DIRECTIONS FOR THIS TASK >> Begin with the first line below and retype each line exactly through the line containing "2.4-3.2 9.5-3.1 3.8". Any pictures are to be left out.

DATA SHOWN >>
— Start —

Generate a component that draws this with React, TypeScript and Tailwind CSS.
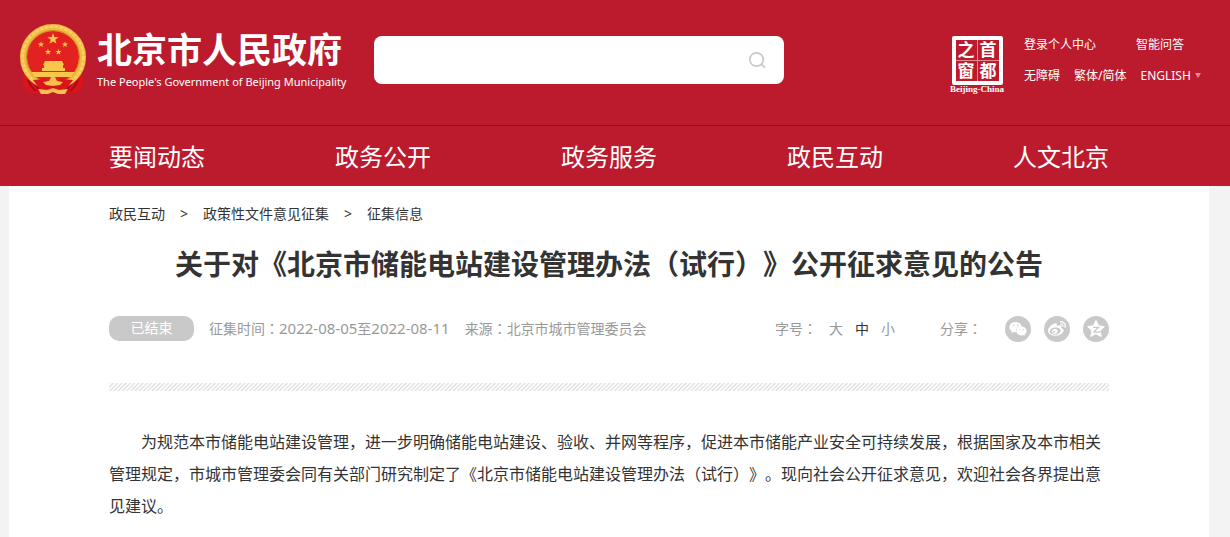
import { useState } from "react";
import { FaWeibo, FaWeixin } from "react-icons/fa";

const NAV = ["要闻动态", "政务公开", "政务服务", "政民互动", "人文北京"];
const CRUMBS = ["政民互动", "政策性文件意见征集", "征集信息"];
const SIZES = [
  { label: "大", body: "text-lg" },
  { label: "中", body: "text-base" },
  { label: "小", body: "text-sm" },
];

const STAR = "M0-10 2.4-3.2 9.5-3.1 3.8 1.2 5.9 8.1 0 4-5.9 8.1-3.8 1.2-9.5-3.1-2.4-3.2Z";

// Full-width colon, centred in its cell
function Colon() {
  return <span lang="zh-TW" className="font-['Noto_Sans_CJK_TC',sans-serif] leading-none">：</span>;
}

function Emblem() {
  return (
    <svg viewBox="0 0 66 70" className="h-[70px] w-[66px] shrink-0" aria-hidden="true">
      <path d="M5 46 2 58l4 9 10 3 17-4 17 4 10-3 4-9-3-12Z" fill="#d9141c" />
      <path d="M8 56q3 7 8 11M58 56q-3 7-8 11M14 60q4 2 5 7M52 60q-4 2-5 7" stroke="#a60d17" strokeWidth="2" fill="none" />
      <circle cx="33" cy="33" r="29.5" fill="#e3221f" stroke="#f0b840" strokeWidth="7" />
      <circle cx="33" cy="33" r="30.5" fill="none" stroke="#f9cf62" strokeWidth="3" strokeDasharray="4 1" />
      <circle cx="33" cy="33" r="26.5" fill="none" stroke="#c98a22" strokeWidth="1" />
      <g fill="#f8c64b">
        <path d={STAR} transform="translate(33 15) scale(.6)" />
        <path d={STAR} transform="translate(21 20.500) scale(.33)" />
        <path d={STAR} transform="translate(45 20.500) scale(.33)" />
        <path d={STAR} transform="translate(28 28) scale(.33)" />
        <path d={STAR} transform="translate(38.500 28) scale(.33)" />
        <path d="M25 37h17l2 4H23ZM24 41h19v3h2v3H22v-3h2ZM11 48h44l-4 5H15Z" />
      </g>
      <path d="m13 56 12-1 4 4h8l4-4 12 1-6 8-14 3-14-3Z" fill="#d9141c" />
      <path d="m23 58 6-1 2-4h4l2 4 6 1-3 3-7 1-7-1ZM18 65l9 1 6-2 6 2 9-1-3 5-7 0-5-2-5 2-7 0Z" fill="#f6c04a" />
    </svg>
  );
}

function QzoneStar() {
  return (
    <svg viewBox="0 0 20 20" className="h-5 w-5" aria-hidden="true">
      <path
        d="m10 1.500 2.500 5.300 5.900.8-4.300 4 1.100 5.900L10 14.700l-5.200 2.800 1.100-5.900-4.300-4 5.900-.8Z"
        fill="#fff"
        stroke="#fff"
        strokeLinejoin="round"
      />
      <path d="M7 8.300h5.500L8 12.800q3 .6 6.500 0" fill="none" stroke="#c9c9c9" strokeWidth="1.300" />
    </svg>
  );
}

function SealLogo() {
  return (
    <a href="#" className="flex w-[54px] shrink-0 flex-col items-center text-white">
      <span className="grid grid-cols-2 gap-px rounded-xs border-4 border-white bg-[#e58a92] text-[17px] leading-5 font-bold">
        {["之", "首", "窗", "都"].map((c) => (
          <span key={c} className="h-5 w-[21px] bg-[#bc1b2d] text-center">{c}</span>
        ))}
      </span>
      <span className="font-['Liberation_Serif',serif] text-[9px] leading-[8px] font-bold whitespace-nowrap">Beijing-China</span>
    </a>
  );
}

function Header() {
  return (
    <header className="bg-[#bc1b2d] text-white">
      <div className="border-b border-[#960f1f] pr-3">
        <div className="mx-auto flex h-[125px] max-w-[1200px] items-start pt-6 pl-[11px]">
          <a href="#" className="flex shrink-0 gap-[11px]">
            <Emblem />
            <span className="flex w-[245px] flex-col pt-1">
              <span className="text-[35px] leading-[44px] font-bold">北京市人民政府</span>
              <span className="text-[11px] leading-5 whitespace-nowrap">The People's Government of Beijing Municipality</span>
            </span>
          </a>
          <form
            className="mt-3 ml-8 flex h-12 w-[410px] items-center rounded-lg bg-white pr-[18px]"
            onSubmit={(e) => e.preventDefault()}
          >
            <input type="text" aria-label="搜索" className="h-full min-w-0 flex-1 px-4 text-base text-[#333] outline-none" />
            <button type="submit" aria-label="搜索">
              <svg viewBox="0 0 18 18" className="h-[18px] w-[18px]" fill="none" stroke="#c8c8c8" strokeWidth="1.700">
                <circle cx="8.500" cy="8.500" r="6.700" />
                <path d="m13 13 4 3.500" />
              </svg>
            </button>
          </form>
          <div className="mt-3 ml-auto flex gap-5">
            <SealLogo />
            <div className="w-[185px] text-xs leading-[17px]">
              <div className="flex gap-10">
                <a href="#">登录个人中心</a>
                <a href="#">智能问答</a>
              </div>
              <div className="mt-[14px] flex gap-[14px]">
                <a href="#">无障碍</a>
                <a href="#">繁体/简体</a>
                <button type="button" className="flex items-center gap-1">
                  ENGLISH <span className="border-x-3 border-t-5 border-x-transparent border-t-[#e58a92]" />
                </button>
              </div>
            </div>
          </div>
        </div>
      </div>
      <nav className="pr-3">
        <div className="mx-auto flex h-[60px] max-w-[1000px] items-center justify-between pt-0.5 text-2xl">
          {NAV.map((n) => (
            <a key={n} href="#">{n}</a>
          ))}
        </div>
      </nav>
    </header>
  );
}

export default function App() {
  const [size, setSize] = useState("中");
  const body = SIZES.find((s) => s.label === size)?.body;

  return (
    <div lang="zh-CN" className="flex min-h-screen flex-col bg-[#f3f3f3] font-['Noto_Sans','Noto_Sans_CJK_SC',sans-serif] text-[#333] [text-spacing-trim:space-all]">
      <Header />
      <div className="flex flex-1 flex-col pr-3">
        <main className="mx-auto w-full max-w-[1200px] flex-1 bg-white px-[100px] pt-[18px]">
          {/* Breadcrumb */}
          <nav className="flex gap-[15px] text-sm leading-5">
            {CRUMBS.map((c, i) => (
              <span key={c} className="flex gap-[15px]">
                {i > 0 && <span>&gt;</span>}
                <a href="#">{c}</a>
              </span>
            ))}
          </nav>

          <h1 className="mt-5 text-center text-[28px] leading-10 font-bold">
            关于对《北京市储能电站建设管理办法（试行）》公开征求意见的公告
          </h1>

          {/* Status, dates, text size and share */}
          <div className="mt-8 flex h-[26px] items-center text-sm text-[#999]">
            <span className="h-[25px] w-[85px] self-start rounded-[10px] bg-[#c9c9c9] text-center leading-6 text-white">已结束</span>
            <span className="ml-[15px]">
              征集时间<Colon />
              <span className="text-[15px]">2022-08-05</span>至<span className="text-[15px]">2022-08-11</span>
            </span>
            <span className="ml-[15px]">来源<Colon />北京市城市管理委员会</span>
            <div className="ml-auto flex items-center">
              <span>字号<Colon /></span>
              {SIZES.map((s) => (
                <button
                  key={s.label}
                  type="button"
                  aria-pressed={size === s.label}
                  onClick={() => setSize(s.label)}
                  className={`ml-3 ${size === s.label ? "text-[#333]" : ""}`}
                >
                  {s.label}
                </button>
              ))}
            </div>
            <div className="ml-[45px] flex items-center gap-[13px]">
              <span className="mr-[10px]">分享<Colon /></span>
              <button type="button" aria-label="微信" className="flex h-[26px] w-[26px] items-center justify-center rounded-full bg-[#c9c9c9] text-white">
                <FaWeixin className="h-[18px] w-[18px]" />
              </button>
              <button type="button" aria-label="微博" className="flex h-[26px] w-[26px] items-center justify-center rounded-full bg-[#c9c9c9] text-white">
                <FaWeibo className="h-[18px] w-[18px]" />
              </button>
              <button type="button" aria-label="QQ空间" className="flex h-[26px] w-[26px] items-center justify-center rounded-full bg-[#c9c9c9]">
                <QzoneStar />
              </button>
            </div>
          </div>

          <div className="mt-[41px] h-2 bg-[repeating-linear-gradient(135deg,#ddd_0px,#fff_1.5px,#fff_2px,#ddd_3px)]" />

          <p className={`mt-[35px] indent-[2em] leading-8 ${body}`}>
            为规范本市储能电站建设管理，进一步明确储能电站建设、验收、并网等程序，促进本市储能产业安全可持续发展，根据国家及本市相关管理规定，市城市管理委会同有关部门研究制定了《北京市储能电站建设管理办法（试行）》。现向社会公开征求意见，欢迎社会各界提出意见建议。
          </p>
        </main>
      </div>
    </div>
  );
}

— End —

RESULT OF THIS TASK >>
Generate a component that draws this with React, TypeScript and Tailwind CSS.
import { useState } from "react";
import { FaWeibo, FaWeixin } from "react-icons/fa";

const NAV = ["要闻动态", "政务公开", "政务服务", "政民互动", "人文北京"];
const CRUMBS = ["政民互动", "政策性文件意见征集", "征集信息"];
const SIZES = [
  { label: "大", body: "text-lg" },
  { label: "中", body: "text-base" },
  { label: "小", body: "text-sm" },
];

const STAR = "M0-10 2.4-3.2 9.5-3.1 3.8 1.2 5.9 8.1 0 4-5.9 8.1-3.8 1.2-9.5-3.1-2.4-3.2Z";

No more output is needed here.